— Start of Supplied material —
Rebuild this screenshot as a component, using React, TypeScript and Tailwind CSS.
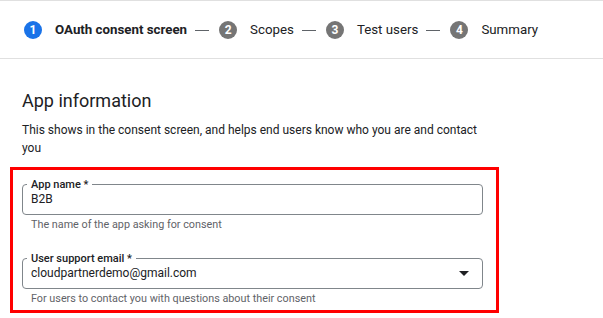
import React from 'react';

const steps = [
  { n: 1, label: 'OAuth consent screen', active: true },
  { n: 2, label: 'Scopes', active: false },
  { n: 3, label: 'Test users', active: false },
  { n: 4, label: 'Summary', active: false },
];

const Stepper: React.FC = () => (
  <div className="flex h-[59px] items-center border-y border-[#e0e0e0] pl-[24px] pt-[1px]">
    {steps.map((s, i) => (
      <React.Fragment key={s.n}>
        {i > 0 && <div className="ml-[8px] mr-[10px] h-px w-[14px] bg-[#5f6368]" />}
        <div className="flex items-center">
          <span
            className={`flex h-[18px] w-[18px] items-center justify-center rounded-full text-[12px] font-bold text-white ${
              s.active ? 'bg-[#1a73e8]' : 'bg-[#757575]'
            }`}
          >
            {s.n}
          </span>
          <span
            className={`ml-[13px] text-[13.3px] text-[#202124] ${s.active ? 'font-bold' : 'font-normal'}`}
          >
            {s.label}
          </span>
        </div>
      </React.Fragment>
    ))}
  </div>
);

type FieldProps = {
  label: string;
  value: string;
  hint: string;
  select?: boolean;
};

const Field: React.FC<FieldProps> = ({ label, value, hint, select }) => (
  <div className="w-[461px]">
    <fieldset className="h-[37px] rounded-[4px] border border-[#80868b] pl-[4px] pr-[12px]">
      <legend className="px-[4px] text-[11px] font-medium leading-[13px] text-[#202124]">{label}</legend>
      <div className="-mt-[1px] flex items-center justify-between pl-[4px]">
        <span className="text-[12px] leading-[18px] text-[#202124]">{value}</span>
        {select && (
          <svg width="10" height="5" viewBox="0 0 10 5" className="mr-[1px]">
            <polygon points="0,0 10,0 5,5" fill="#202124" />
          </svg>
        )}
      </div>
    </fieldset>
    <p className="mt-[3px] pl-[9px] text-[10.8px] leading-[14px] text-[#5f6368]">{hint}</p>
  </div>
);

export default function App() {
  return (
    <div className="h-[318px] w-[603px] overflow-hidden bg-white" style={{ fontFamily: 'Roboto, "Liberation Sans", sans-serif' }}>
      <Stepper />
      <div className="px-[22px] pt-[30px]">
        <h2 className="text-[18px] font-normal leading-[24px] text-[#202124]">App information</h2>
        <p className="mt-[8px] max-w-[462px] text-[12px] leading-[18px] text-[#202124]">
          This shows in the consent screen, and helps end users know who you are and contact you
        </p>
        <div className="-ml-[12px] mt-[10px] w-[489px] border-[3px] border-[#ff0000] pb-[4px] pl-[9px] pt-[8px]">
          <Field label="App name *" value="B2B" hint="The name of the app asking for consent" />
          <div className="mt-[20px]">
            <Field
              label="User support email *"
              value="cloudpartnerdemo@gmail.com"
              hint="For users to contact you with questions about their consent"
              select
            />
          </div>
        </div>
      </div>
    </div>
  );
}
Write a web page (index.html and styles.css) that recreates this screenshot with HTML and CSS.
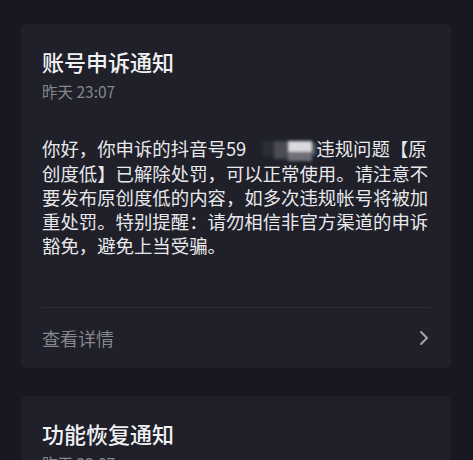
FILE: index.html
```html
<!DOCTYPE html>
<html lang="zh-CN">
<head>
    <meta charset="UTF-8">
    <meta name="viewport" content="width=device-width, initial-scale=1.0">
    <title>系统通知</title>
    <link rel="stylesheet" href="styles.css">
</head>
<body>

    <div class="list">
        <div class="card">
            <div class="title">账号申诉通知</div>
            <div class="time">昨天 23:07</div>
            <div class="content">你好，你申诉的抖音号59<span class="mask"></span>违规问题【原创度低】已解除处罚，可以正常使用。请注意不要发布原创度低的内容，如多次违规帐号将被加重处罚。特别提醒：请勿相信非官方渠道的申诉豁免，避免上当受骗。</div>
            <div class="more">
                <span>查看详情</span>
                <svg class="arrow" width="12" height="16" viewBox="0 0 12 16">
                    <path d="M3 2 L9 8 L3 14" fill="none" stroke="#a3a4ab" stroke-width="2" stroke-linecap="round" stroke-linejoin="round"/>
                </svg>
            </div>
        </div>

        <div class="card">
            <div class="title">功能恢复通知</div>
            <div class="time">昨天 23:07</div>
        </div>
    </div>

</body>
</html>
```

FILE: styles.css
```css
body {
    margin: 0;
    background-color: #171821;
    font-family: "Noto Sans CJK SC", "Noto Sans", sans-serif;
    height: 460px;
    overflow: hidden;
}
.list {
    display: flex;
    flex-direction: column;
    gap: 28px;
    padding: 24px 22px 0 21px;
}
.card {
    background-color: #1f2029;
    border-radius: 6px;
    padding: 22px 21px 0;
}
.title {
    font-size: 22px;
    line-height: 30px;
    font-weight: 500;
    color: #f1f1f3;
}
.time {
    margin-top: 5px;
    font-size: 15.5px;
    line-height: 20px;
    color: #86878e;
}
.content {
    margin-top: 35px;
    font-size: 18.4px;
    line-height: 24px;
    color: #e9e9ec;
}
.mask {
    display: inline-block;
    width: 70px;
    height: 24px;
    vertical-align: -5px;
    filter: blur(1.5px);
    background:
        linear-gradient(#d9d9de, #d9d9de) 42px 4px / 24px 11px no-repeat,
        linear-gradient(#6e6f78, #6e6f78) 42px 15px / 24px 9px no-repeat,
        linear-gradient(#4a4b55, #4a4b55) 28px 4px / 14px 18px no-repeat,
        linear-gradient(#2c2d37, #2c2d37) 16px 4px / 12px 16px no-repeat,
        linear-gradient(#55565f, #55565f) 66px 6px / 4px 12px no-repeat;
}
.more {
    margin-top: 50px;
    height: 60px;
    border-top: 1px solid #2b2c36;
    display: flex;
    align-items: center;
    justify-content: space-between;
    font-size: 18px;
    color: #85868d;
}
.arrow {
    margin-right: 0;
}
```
— End of Supplied material —
■ Work to be completed ■
All of the records need repeating exactly, except for the pictures.

■ Task result ■
Rebuild this screenshot as a component, using React, TypeScript and Tailwind CSS.
import React from 'react';

const steps = [
  { n: 1, label: 'OAuth consent screen', active: true },
  { n: 2, label: 'Scopes', active: false },
  { n: 3, label: 'Test users', active: false },
  { n: 4, label: 'Summary', active: false },
];

const Stepper: React.FC = () => (
  <div className="flex h-[59px] items-center border-y border-[#e0e0e0] pl-[24px] pt-[1px]">
    {steps.map((s, i) => (
      <React.Fragment key={s.n}>
        {i > 0 && <div className="ml-[8px] mr-[10px] h-px w-[14px] bg-[#5f6368]" />}
        <div className="flex items-center">
          <span
            className={`flex h-[18px] w-[18px] items-center justify-center rounded-full text-[12px] font-bold text-white ${
              s.active ? 'bg-[#1a73e8]' : 'bg-[#757575]'
            }`}
          >
            {s.n}
          </span>
          <span
            className={`ml-[13px] text-[13.3px] text-[#202124] ${s.active ? 'font-bold' : 'font-normal'}`}
          >
            {s.label}
          </span>
        </div>
      </React.Fragment>
    ))}
  </div>
);

type FieldProps = {
  label: string;
  value: string;
  hint: string;
  select?: boolean;
};

const Field: React.FC<FieldProps> = ({ label, value, hint, select }) => (
  <div className="w-[461px]">
    <fieldset className="h-[37px] rounded-[4px] border border-[#80868b] pl-[4px] pr-[12px]">
      <legend className="px-[4px] text-[11px] font-medium leading-[13px] text-[#202124]">{label}</legend>
      <div className="-mt-[1px] flex items-center justify-between pl-[4px]">
        <span className="text-[12px] leading-[18px] text-[#202124]">{value}</span>
        {select && (
          <svg width="10" height="5" viewBox="0 0 10 5" className="mr-[1px]">
            <polygon points="0,0 10,0 5,5" fill="#202124" />
          </svg>
        )}
      </div>
    </fieldset>
    <p className="mt-[3px] pl-[9px] text-[10.8px] leading-[14px] text-[#5f6368]">{hint}</p>
  </div>
);

export default function App() {
  return (
    <div className="h-[318px] w-[603px] overflow-hidden bg-white" style={{ fontFamily: 'Roboto, "Liberation Sans", sans-serif' }}>
      <Stepper />
      <div className="px-[22px] pt-[30px]">
        <h2 className="text-[18px] font-normal leading-[24px] text-[#202124]">App information</h2>
        <p className="mt-[8px] max-w-[462px] text-[12px] leading-[18px] text-[#202124]">
          This shows in the consent screen, and helps end users know who you are and contact you
        </p>
        <div className="-ml-[12px] mt-[10px] w-[489px] border-[3px] border-[#ff0000] pb-[4px] pl-[9px] pt-[8px]">
          <Field label="App name *" value="B2B" hint="The name of the app asking for consent" />
          <div className="mt-[20px]">
            <Field
              label="User support email *"
              value="cloudpartnerdemo@gmail.com"
              hint="For users to contact you with questions about their consent"
              select
            />
          </div>
        </div>
      </div>
    </div>
  );
}
Write a web page (index.html and styles.css) that recreates this screenshot with HTML and CSS.
FILE: index.html
```html
<!DOCTYPE html>
<html lang="zh-CN">
<head>
    <meta charset="UTF-8">
    <meta name="viewport" content="width=device-width, initial-scale=1.0">
    <title>系统通知</title>
    <link rel="stylesheet" href="styles.css">
</head>
<body>

    <div class="list">
        <div class="card">
            <div class="title">账号申诉通知</div>
            <div class="time">昨天 23:07</div>
            <div class="content">你好，你申诉的抖音号59<span class="mask"></span>违规问题【原创度低】已解除处罚，可以正常使用。请注意不要发布原创度低的内容，如多次违规帐号将被加重处罚。特别提醒：请勿相信非官方渠道的申诉豁免，避免上当受骗。</div>
            <div class="more">
                <span>查看详情</span>
                <svg class="arrow" width="12" height="16" viewBox="0 0 12 16">
                    <path d="M3 2 L9 8 L3 14" fill="none" stroke="#a3a4ab" stroke-width="2" stroke-linecap="round" stroke-linejoin="round"/>
                </svg>
            </div>
        </div>

        <div class="card">
            <div class="title">功能恢复通知</div>
            <div class="time">昨天 23:07</div>
        </div>
    </div>

</body>
</html>
```

FILE: styles.css
```css
body {
    margin: 0;
    background-color: #171821;
    font-family: "Noto Sans CJK SC", "Noto Sans", sans-serif;
    height: 460px;
    overflow: hidden;
}
.list {
    display: flex;
    flex-direction: column;
    gap: 28px;
    padding: 24px 22px 0 21px;
}
.card {
    background-color: #1f2029;
    border-radius: 6px;
    padding: 22px 21px 0;
}
.title {
    font-size: 22px;
    line-height: 30px;
    font-weight: 500;
    color: #f1f1f3;
}
.time {
    margin-top: 5px;
    font-size: 15.5px;
    line-height: 20px;
    color: #86878e;
}
.content {
    margin-top: 35px;
    font-size: 18.4px;
    line-height: 24px;
    color: #e9e9ec;
}
.mask {
    display: inline-block;
    width: 70px;
    height: 24px;
    vertical-align: -5px;
    filter: blur(1.5px);
    background:
        linear-gradient(#d9d9de, #d9d9de) 42px 4px / 24px 11px no-repeat,
        linear-gradient(#6e6f78, #6e6f78) 42px 15px / 24px 9px no-repeat,
        linear-gradient(#4a4b55, #4a4b55) 28px 4px / 14px 18px no-repeat,
        linear-gradient(#2c2d37, #2c2d37) 16px 4px / 12px 16px no-repeat,
        linear-gradient(#55565f, #55565f) 66px 6px / 4px 12px no-repeat;
}
.more {
    margin-top: 50px;
    height: 60px;
    border-top: 1px solid #2b2c36;
    display: flex;
    align-items: center;
    justify-content: space-between;
    font-size: 18px;
    color: #85868d;
}
.arrow {
    margin-right: 0;
}
```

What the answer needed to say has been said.